Appellant heeft vervolgens hoger beroep ingesteld tegen deze uitspraak. Tijdens de zitting op 16 april 2014 is appellant niet verschenen, terwijl CIZ zich liet vertegenwoordigen door mr. J.E. Koedood. De Centrale Raad van Beroep heeft de zaak beoordeeld en kwam tot de conclusie dat de rechtbank terecht oordeelde dat CIZ geen AWBZ-zorg aan appellant hoefde te verlenen. De Raad onderschrijft de overwegingen van de rechtbank en constateert dat appellant in hoger beroep geen nieuwe of andere gronden heeft aangevoerd die tot een ander oordeel zouden moeten leiden. Daarom wordt het hoger beroep afgewezen en de aangevallen uitspraak bevestigd.

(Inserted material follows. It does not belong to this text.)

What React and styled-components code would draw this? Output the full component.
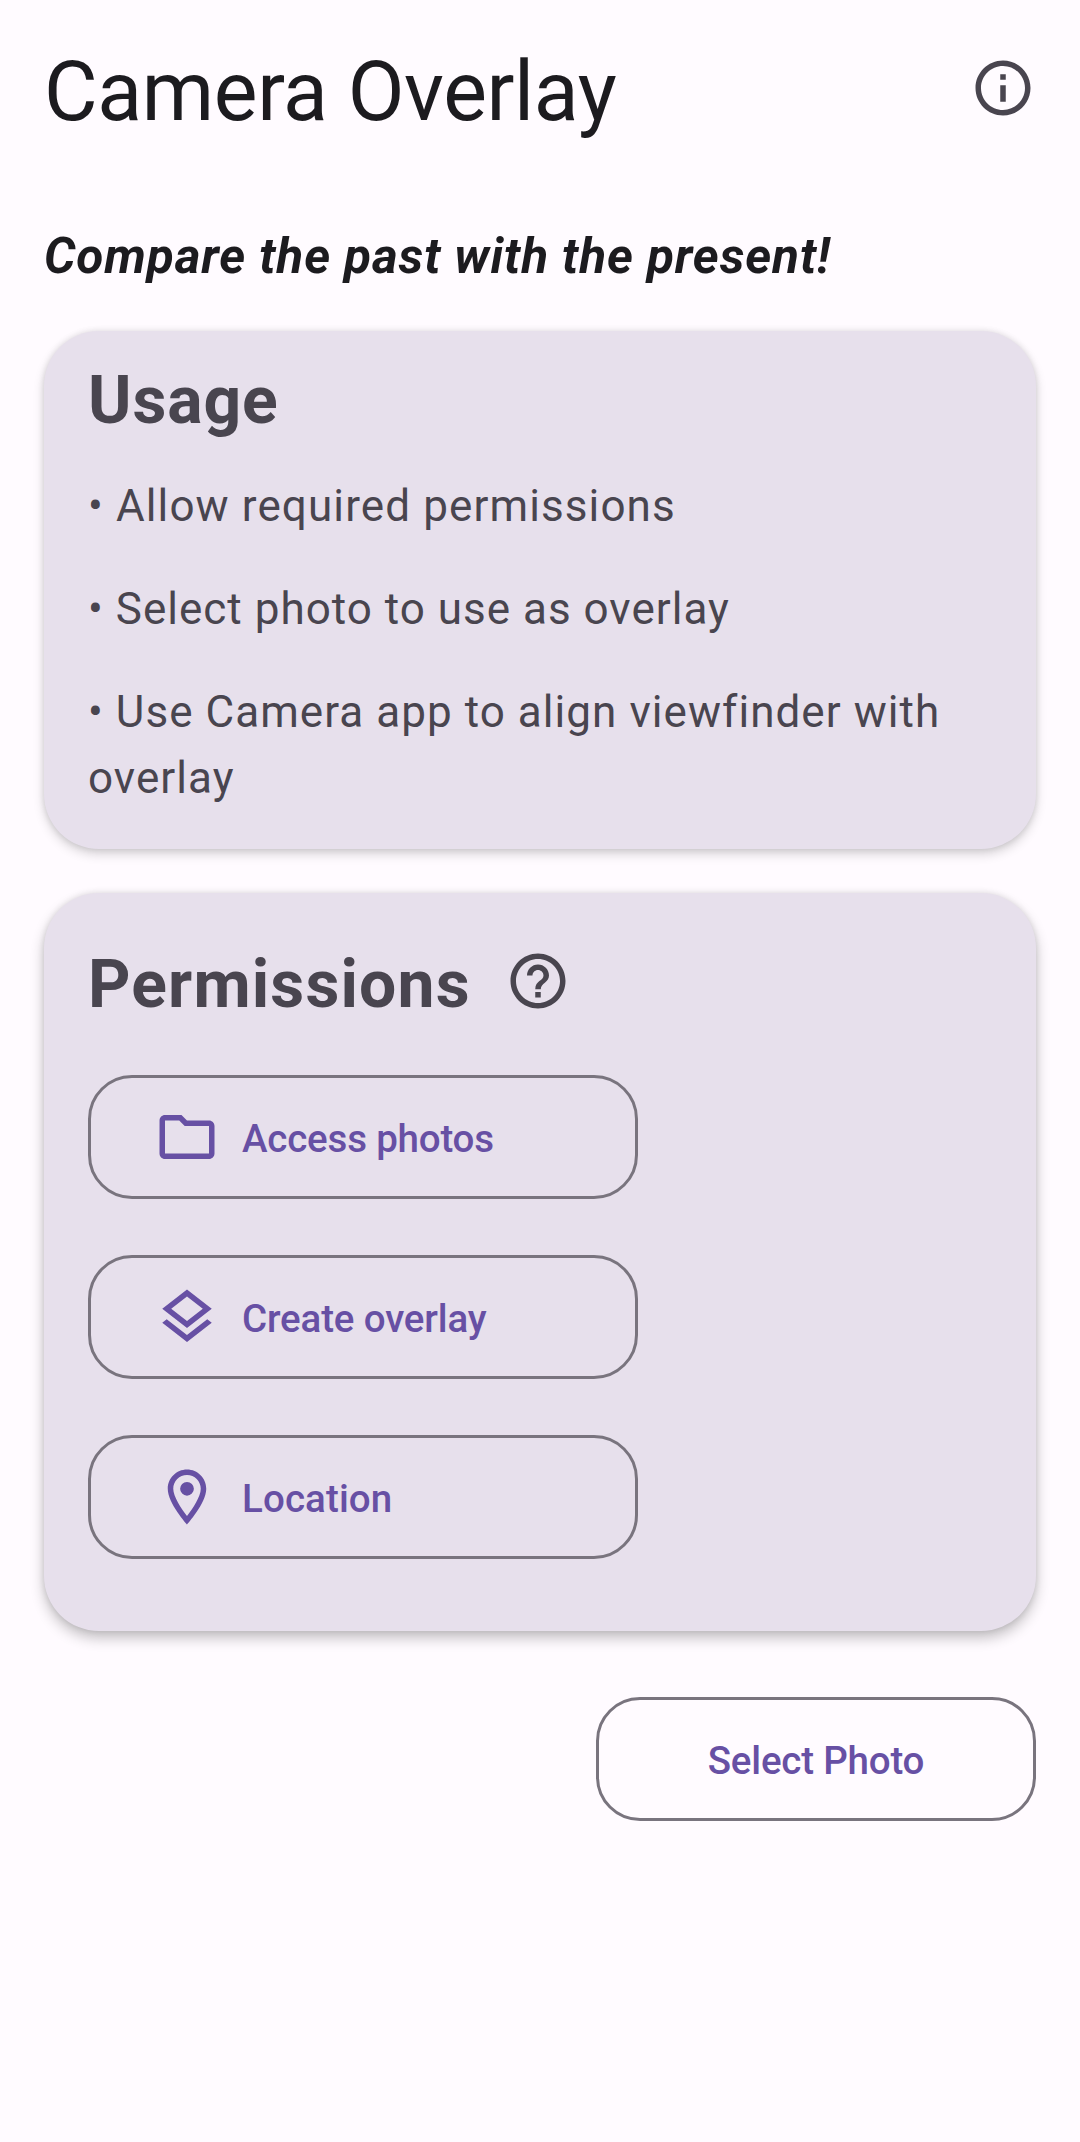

De uitspraak is gedaan door een meervoudige kamer, met J. Brand als voorzitter en W.H. Bel en G. van Zeben-de Vries als leden. De beslissing is openbaar uitgesproken op 28 mei 2014, met E. Heemsbergen als griffier.

Uitspraak

12/4499 AWBZ
Datum uitspraak: 28 mei 2014
Centrale Raad van Beroep
Meervoudige kamer
Uitspraak op het hoger beroep tegen de uitspraak van de rechtbank Utrecht van 12 juli 2012, 11/3416 (aangevallen uitspraak)
Partijen:
[appellant] te [woonplaats] (appellant)
Centrum indicatiestelling zorg (CIZ)
PROCESVERLOOP
Namens appellant heeft mr. H.M. Mauritz, advocaat, hoger beroep ingesteld.
CIZ heeft een verweerschrift ingediend.
Het onderzoek ter zitting heeft plaatsgevonden op 16 april 2014. Appellant is met bericht niet verschenen. CIZ heeft zich laten vertegenwoordigen door mr. J.E. Koedood.

OVERWEGINGEN

1.
De Raad gaat uit van de volgende feiten en omstandigheden.
1.1.
Bij besluit van 17 juni 2011 heeft CIZ de aan appellant op grond van het gestelde bij of krachtens de Algemene Wet Bijzondere Ziektekosten (AWBZ) toegekende zorg beëindigd.
1.2.
Na bezwaar heeft CIZ deze beëindiging gehandhaafd bij besluit van 19 september 2011 (bestreden besluit).
2.
Bij de aangevallen uitspraak heeft de rechtbank het beroep tegen het bestreden besluit ongegrond verklaard. De rechtbank heeft overwogen dat CIZ bij de besluitvorming mocht afgaan op het advies van 31 augustus 2011 en het aanvullend advies van 15 maart 2012 van de medisch adviseur nu dit advies zorgvuldig tot stand is gekomen en voldoet aan de vereisten van volledigheid en inzichtelijkheid. Appellant heeft geen objectieve verifieerbare gegevens overgelegd waaruit zou kunnen blijken dat het oordeel van de medisch adviseur onjuist is. Niet is gebleken dat appellant is uitbehandeld.
3.
Appellant heeft zich in hoger beroep tegen de aangevallen uitspraak gekeerd.
4.
De Raad komt tot de volgende beoordeling.
4.1.
De rechtbank is op de in de aangevallen uitspraak weergegeven overwegingen tot het oordeel gekomen dat CIZ zich op het standpunt mocht stellen dat appellant geen aanspraak heeft op AWBZ-zorg. De Raad onderschrijft de overwegingen van de rechtbank volledig en verenigt zich met het op grond daarvan door de rechtbank gegeven oordeel.
4.2.
Appellant heeft in hoger beroep geen wezenlijk nieuwe of andere gronden naar voren gebracht of redenen vermeld waarom de rechtbank tot een ander oordeel had moeten komen. Het hoger beroep slaagt daarom niet. De aangevallen uitspraak zal worden bevestigd.
5.
Voor een veroordeling in de proceskosten bestaat geen aanleiding.

BESLISSING

De Centrale Raad van Beroep bevestigd de aangevallen uitspraak.
Deze uitspraak is gedaan door J. Brand als voorzitter en W.H. Bel en G. van Zeben-de Vries als leden, in tegenwoordigheid van E. Heemsbergen als griffier. De beslissing is uitgesproken in het openbaar op 28 mei 2014.